Mere recognition is counter-productive, because it may encourage the Palestinians to believe they can achieve their goals without making the compromises necessary for peace.
Athol Morris, Forde
Bring back our art
I'm sure many others will join Ed Dobson and Robert Willson (Letters, October 20 and October 23) in calling for the National Gallery's new director to overturn his predecessor's flawed decision to scatter the institution's European works across the country.
One of the exiled works is Jean-Antoine Houdon's marble bust of a girl. It is a superb example of Houdon's mastery, and it is time that it, and others which seemingly did not fit Mr Radford's particular vision, were brought home.
Peter Fuller, Chifley
To the point
LIGHT RAIL TOO COSTLY
D. Shirley and Barbara Preston (Letters, October 22) should listen to various economists and high-level Treasury officials before joining the ranks of the economically challenged who want to consign Canberrans to increased taxes and charges to support light rail.
Ric Hingee, Duff
TEXTERS BEWARE
I swear I will ''shirt-front'' the next person who bumps in to me while they are walking along the footpath texting.

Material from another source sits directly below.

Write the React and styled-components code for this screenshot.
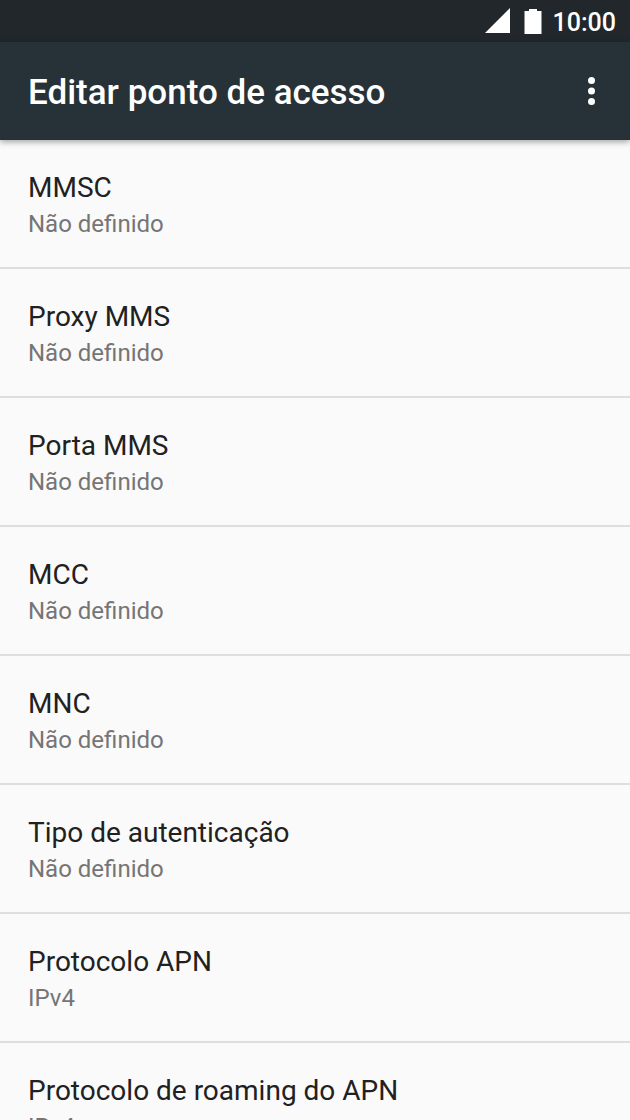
import React from "react";
import styled, { createGlobalStyle } from "styled-components";

const GlobalStyle = createGlobalStyle`
  * {
    box-sizing: border-box;
  }
  html,
  body,
  #root {
    height: 100%;
    margin: 0;
  }
  body {
    background-color: #fafafa;
    font-family: Roboto, sans-serif;
  }
`;

const Screen = styled.div`
  display: flex;
  flex-direction: column;
  height: 100%;
  overflow: hidden;
`;

const StatusBar = styled.div`
  display: flex;
  flex-shrink: 0;
  justify-content: flex-end;
  align-items: center;
  height: 42px;
  padding: 0 14px;
  background-color: #21272b;
  color: white;
  svg {
    display: block;
    fill: currentColor;
  }
`;

const Clock = styled.time`
  margin-left: 11px;
  padding-top: 4px;
  font-size: 25px;
  font-weight: 500;
  line-height: 38px;
`;

const BatteryIcon = styled.svg`
  margin-left: 14px;
`;

const Toolbar = styled.header`
  position: relative;
  z-index: 1;
  display: flex;
  flex-shrink: 0;
  justify-content: space-between;
  align-items: center;
  height: 98px;
  padding: 0 18px 0 28px;
  background-color: #263238;
  color: white;
  box-shadow: 0 2px 6px rgba(0, 0, 0, 0.35);
`;

const Title = styled.h1`
  margin: 0;
  padding-top: 4px;
  font-size: 35px;
  font-weight: 500;
  line-height: 42px;
`;

const MenuButton = styled.button`
  display: flex;
  justify-content: center;
  align-items: center;
  width: 42px;
  height: 56px;
  padding: 0;
  border: none;
  background: none;
  color: inherit;
  cursor: pointer;
  svg {
    display: block;
    fill: currentColor;
  }
`;

const List = styled.ul`
  flex: 1;
  min-height: 0;
  margin: 0;
  padding: 0;
  overflow: hidden;
  list-style: none;
`;

const Row = styled.li`
  border-bottom: 2px solid #dedede;
`;

const RowButton = styled.button`
  display: block;
  width: 100%;
  padding: 30px 28px 25px;
  border: none;
  background: none;
  font-family: inherit;
  text-align: left;
  cursor: pointer;
`;

const RowTitle = styled.span`
  display: block;
  color: #212121;
  font-size: 28px;
  line-height: 36px;
`;

const RowSummary = styled.span`
  display: block;
  color: #757575;
  font-size: 24px;
  line-height: 36px;
`;

const settings = [
  { title: "MMSC", summary: "Não definido" },
  { title: "Proxy MMS", summary: "Não definido" },
  { title: "Porta MMS", summary: "Não definido" },
  { title: "MCC", summary: "Não definido" },
  { title: "MNC", summary: "Não definido" },
  { title: "Tipo de autenticação", summary: "Não definido" },
  { title: "Protocolo APN", summary: "IPv4" },
  { title: "Protocolo de roaming do APN", summary: "IPv4" },
];

const App = () => {
  return (
    <Screen>
      <GlobalStyle />
      <StatusBar>
        <svg width="25" height="26" viewBox="0 0 25 26" aria-hidden="true">
          <path d="M0 25H25V0z" />
        </svg>
        <BatteryIcon width="18" height="26" viewBox="0 0 18 26" aria-hidden="true">
          <path d="M5 1h8v2h4.500v23H0.500V3H5z" />
        </BatteryIcon>
        <Clock>10:00</Clock>
      </StatusBar>
      <Toolbar>
        <Title>Editar ponto de acesso</Title>
        <MenuButton type="button" aria-label="Mais opções">
          <svg width="8" height="30" viewBox="0 0 8 30">
            <circle cx="4.500" cy="4.500" r="3.500" />
            <circle cx="4.500" cy="15" r="3.500" />
            <circle cx="4.500" cy="25.500" r="3.500" />
          </svg>
        </MenuButton>
      </Toolbar>
      <List>
        {settings.map((item) => (
          <Row key={item.title}>
            <RowButton type="button">
              <RowTitle>{item.title}</RowTitle>
              <RowSummary>{item.summary}</RowSummary>
            </RowButton>
          </Row>
        ))}
      </List>
    </Screen>
  );
};

export default App;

L. Christie, Canberra City
WHITLAM A STATESMAN
For all Gough Whitlam's faults, he was a statesman and a man with a wonderful capacity to see what Australians could achieve if given the chance. The blatant right-wing bias of Andrew Bolt and Alan Jones (''Remembered by the right with praise and scorn'', October 22, p3) reminds us how prejudiced and lacking in imagination the Abbott government is.
Alison Chapple Macquarie
I think Gough Whitlam's greatest gift may have been his ability to bring out the truth and the best in all of us. Sadly, in these moving circumstances, yet predictably, in Andrew Bolt's case that amounted to a chance to demonstrate that his heart is as shrivelled, derivative and graceless as his mind.
Felix MacNeill, Dickson
ABBOTT LACKS COMPASSION
Tony Abbott can feel anguish at the fate of the victims of IS aggression. He can empathise with the Canadians over an attack in Ottawa.
He is unable to feel it in his heart to embrace the refugees from his mentor's misguided attacks on Iraq and Afghanistan and accept responsibility, as Malcolm Fraser did for our complicity in the Vietnam debacle, thus allowing Vietnamese boat people unfettered entry to our shores.